Esse contexto demonstra que, apesar do cigarro ser lícito no Brasil, a legislação para o desincentivo desse hábito foi crescente, em quantidade e rigor. Com isso, evidencia-se que a atividade
das empresas do setor passou a ser questionada, isto é, a empresa passou a perder a legitimidade cognitiva, descrita por Suchman (1995) como o nível mais profundo de legitimidade.
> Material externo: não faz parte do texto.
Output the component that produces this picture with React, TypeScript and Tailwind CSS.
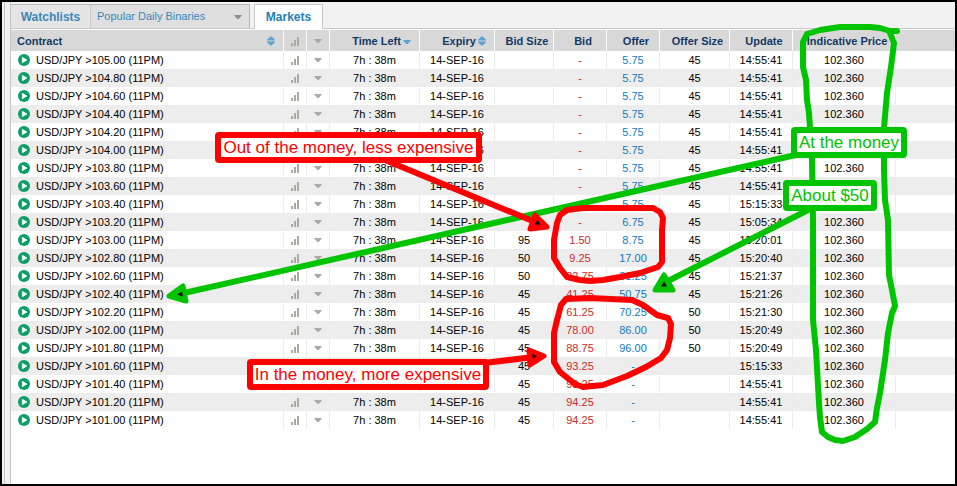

No período entre 1995 e 2012, foram identificados diferentes eixos temáticos dispostos concomitantemente ao longo do tempo, especialmente sobre os temas Responsabilidade Social e
Ambiental, Resultado e Concorrência Desleal, compondo um conjunto de argumentações em resposta
ao antitabagismo. Desse modo, para compreender a evolução desses itens dispostos nos fragmentos dos RAs da Souza Cruz S/A, a análise deu início por meio da interpretação dos seus conteúdos latentes.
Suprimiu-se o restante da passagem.